Sinodo Panamazzonico - Mons. Celso Lazzari: I Popoli Indigeni Veri Custodi della Natura
Siamo ormai giunti agli ultimi giorni dell'Assemblea speciale per il Sinodo, domenica prossima i padri sinodali chiuderanno i lavori e da questa lunga riflessione uscirà una pubblicazione ufficiale che raccogliertà i frutti del lavoro svolto in queste tre settimane.
Quanche giorno fa è uscita una bella intervista fatta a Mons. Celso Lazzari, Vicario Apostolico in Ecuador ed appartenente alla Congregazione dei Giuseppini del Murialdo, in cui il padre sinodale racconta le sue impressioni sulle tematiche uscite in Asemblea. Lui, nato in Brasile e poi divenuto cittadino del mondo, come spesso accade ai padri giuseppini, quando è stato ordinato Vescovo è stato inviato nell’Ecuador amazzonico, nel vicariato del Napo, nella zona orientale dell’Ecuador, e poi dal 2013 è arrivato a San Miguel de Sucumbíos, una circoscrizione ecclesiastica dove vivono cinque gruppi etnici indigeni. Questa provincia è quella maggiormente interessata dall'emigrazione perché vicina alla frontiera con la Colombia, dalla quale è separata dal fiume San Miguel. Per le sue origini e per il suo ministero ha tanti motivi per essere preoccupato per ciò che sta succedendo in Amazzonia. «Negli anni Settanta - ci dice mons.

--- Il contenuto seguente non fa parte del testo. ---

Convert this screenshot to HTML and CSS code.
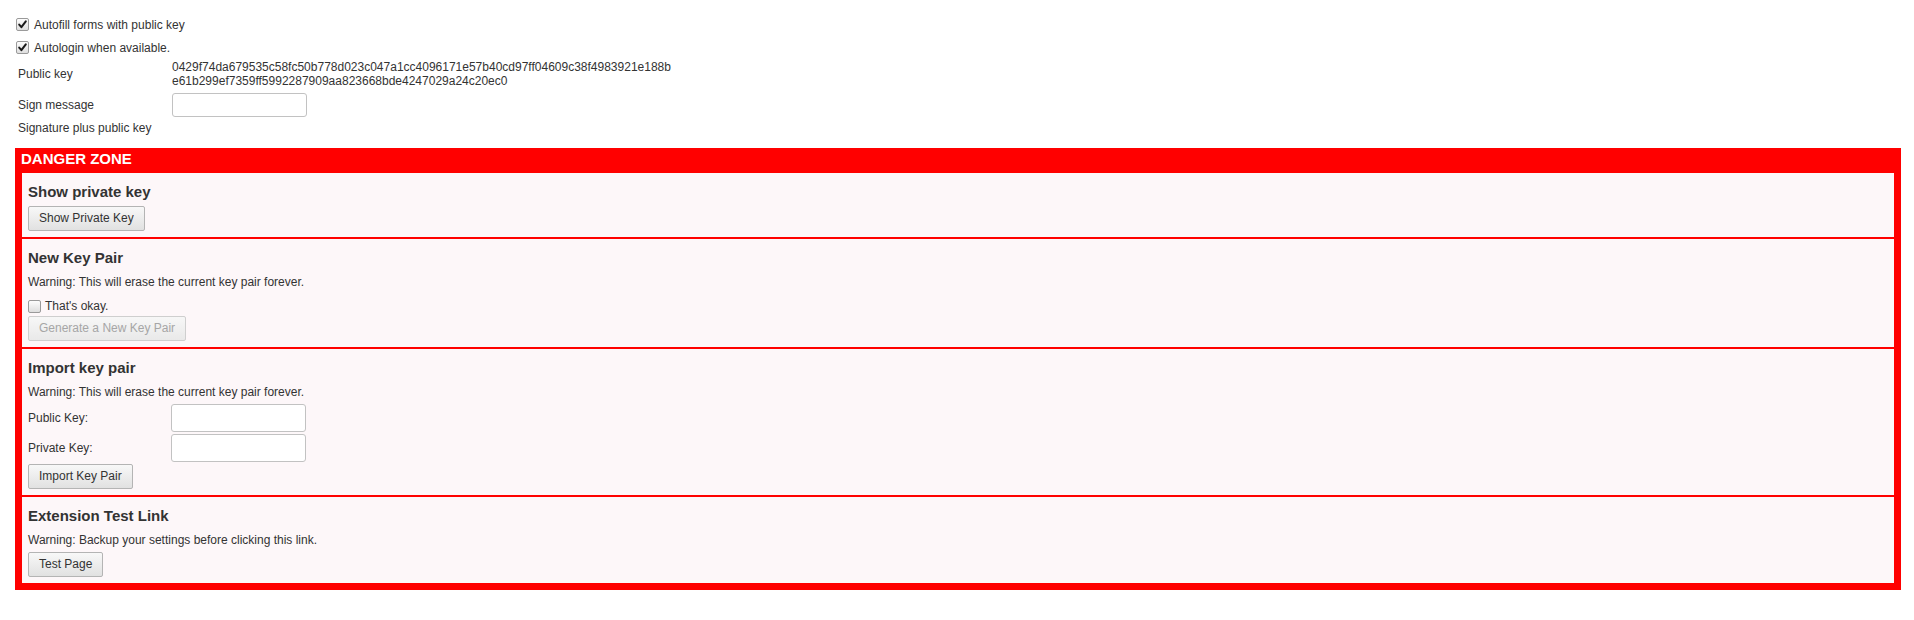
FILE: index.html
```html
<!DOCTYPE html>
<html>
<head>
<meta charset="utf-8">
<title>Options</title>
<link rel="stylesheet" href="styles.css">
</head>
<body>
<div class="page">
  <label class="opt"><span class="cb"><svg viewBox="0 0 11 11" width="11" height="11"><path d="M2.2 5.6 L4.4 8.2 L8.8 2.4" fill="none" stroke="#1a1a1a" stroke-width="2" stroke-linecap="round" stroke-linejoin="round"/></svg></span><span>Autofill forms with public key</span></label>
  <label class="opt"><span class="cb"><svg viewBox="0 0 11 11" width="11" height="11"><path d="M2.2 5.6 L4.4 8.2 L8.8 2.4" fill="none" stroke="#1a1a1a" stroke-width="2" stroke-linecap="round" stroke-linejoin="round"/></svg></span><span>Autologin when available.</span></label>

  <div class="field pub">
    <div class="lbl">Public key</div>
    <div class="hex">0429f74da679535c58fc50b778d023c047a1cc4096171e57b40cd97ff04609c38f4983921e188be61b299ef7359ff5992287909aa823668bde4247029a24c20ec0</div>
  </div>
  <div class="field sign">
    <div class="lbl">Sign message</div>
    <input class="txt" type="text">
  </div>
  <div class="field sig">
    <div class="lbl wide">Signature plus public key</div>
  </div>

  <div class="danger">
    <div class="danger-title">DANGER ZONE</div>
    <div class="sections">
      <section class="dz">
        <h3>Show private key</h3>
        <button class="btn mt5">Show Private Key</button>
      </section>
      <section class="dz">
        <h3>New Key Pair</h3>
        <div class="warn">Warning: This will erase the current key pair forever.</div>
        <label class="chk"><span class="cb off"></span><span>That's okay.</span></label>
        <button class="btn disabled" disabled>Generate a New Key Pair</button>
      </section>
      <section class="dz">
        <h3>Import key pair</h3>
        <div class="warn">Warning: This will erase the current key pair forever.</div>
        <div class="krow mt3"><div class="klbl">Public Key:</div><input class="txt tall" type="text"></div>
        <div class="krow mt2"><div class="klbl">Private Key:</div><input class="txt tall" type="text"></div>
        <button class="btn mt2">Import Key Pair</button>
      </section>
      <section class="dz">
        <h3>Extension Test Link</h3>
        <div class="warn">Warning: Backup your settings before clicking this link.</div>
        <button class="btn mt3">Test Page</button>
      </section>
    </div>
  </div>
</div>
</body>
</html>
```

FILE: styles.css
```css
html, body {
  margin: 0;
  background: #fff;
}
body {
  font-family: "Liberation Sans", Arial, sans-serif;
  font-size: 12px;
  line-height: 14px;
  color: #333;
}
.page {
  padding: 13px 13px 0 15px;
}
.opt {
  display: flex;
  align-items: center;
  height: 23px;
  padding-left: 1px;
}
.cb {
  flex: none;
  width: 13px;
  height: 13px;
  box-sizing: border-box;
  border: 1px solid #9a9a9a;
  border-radius: 2px;
  background: linear-gradient(#fdfdfd, #dedede);
  margin-right: 5px;
  display: flex;
  align-items: center;
  justify-content: center;
}
.cb svg {
  display: block;
}
.field {
  display: flex;
  align-items: center;
  padding-left: 3px;
}
.lbl {
  flex: none;
  width: 154px;
}
.lbl.wide {
  width: auto;
}
.pub {
  margin-top: 1px;
}
.hex {
  width: 502px;
  word-break: break-all;
  line-height: 14px;
}
.sign {
  margin-top: 5px;
}
.sig {
  margin-top: 4px;
  height: 14px;
}
.txt {
  width: 135px;
  height: 24px;
  box-sizing: border-box;
  border: 1px solid #c2c2c2;
  border-radius: 3px;
  margin: 0;
  padding: 0 4px;
  background: #fff;
  font: inherit;
}
.txt.tall {
  height: 28px;
}
.danger {
  margin-top: 13px;
  background: #ff0000;
  padding: 0 7px 7px;
}
.danger-title {
  height: 23px;
  padding-top: 2px;
  line-height: 18px;
  font-size: 15px;
  font-weight: bold;
  color: #fff;
  margin-left: -1px;
}
.sections {
  display: flex;
  flex-direction: column;
  gap: 2px;
}
.dz {
  background: #fdf7f9;
  padding: 10px 6px 6px;
  display: flex;
  flex-direction: column;
  align-items: flex-start;
}
.dz h3 {
  margin: 0;
  font-size: 15px;
  line-height: 18px;
  font-weight: bold;
  color: #333;
}
.warn {
  margin-top: 6px;
  line-height: 18px;
}
.chk {
  margin-top: 5px;
  height: 20px;
  display: flex;
  align-items: center;
}
.chk .cb {
  margin-right: 4px;
}
.krow {
  display: flex;
  align-items: center;
}
.klbl {
  flex: none;
  width: 143px;
}
.btn {
  height: 25px;
  box-sizing: border-box;
  margin: 0;
  padding: 0 10px;
  border: 1px solid #b4b4b4;
  border-radius: 2px;
  background: linear-gradient(#f8f8f8, #e1e1e1);
  font-family: "Liberation Sans", Arial, sans-serif;
  font-size: 12px;
  line-height: 23px;
  color: #333;
}
.btn.disabled {
  color: #a6a6a6;
  border-color: #cfcfcf;
  background: linear-gradient(#f7f7f7, #e9e9e9);
}
.mt2 { margin-top: 2px; }
.mt3 { margin-top: 3px; }
.mt5 { margin-top: 5px; }
```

Lazzari - in questa zona c'erano tre popolazioni: i Cofanes, o Siones e i Secoyas e poi, da altre provincie, sono arrivati i Kichwas e gli Shuars, ai quali il governo dell’Ecuador ha regalato 50 ettari di terra affinché disboscassero e fornissero braccia all’industria nascente del petrolio. Nel 1971 è stato scavato il primo pozzo; è allora che è nata Lago Agrio. Che è stato il loro “bene”, se intendiamo che ha incrementato l'occupazione, ma soprattutto il loro male, perché la zona è totalmente inquinata: suolo, acqua e aria. La città si è formata proprio con i migranti. L'emigrazione forzata però è un'altra cosa, ed è un'altra emergenza per la nostra Chiesa, l'Ecuador e le nazioni vicine».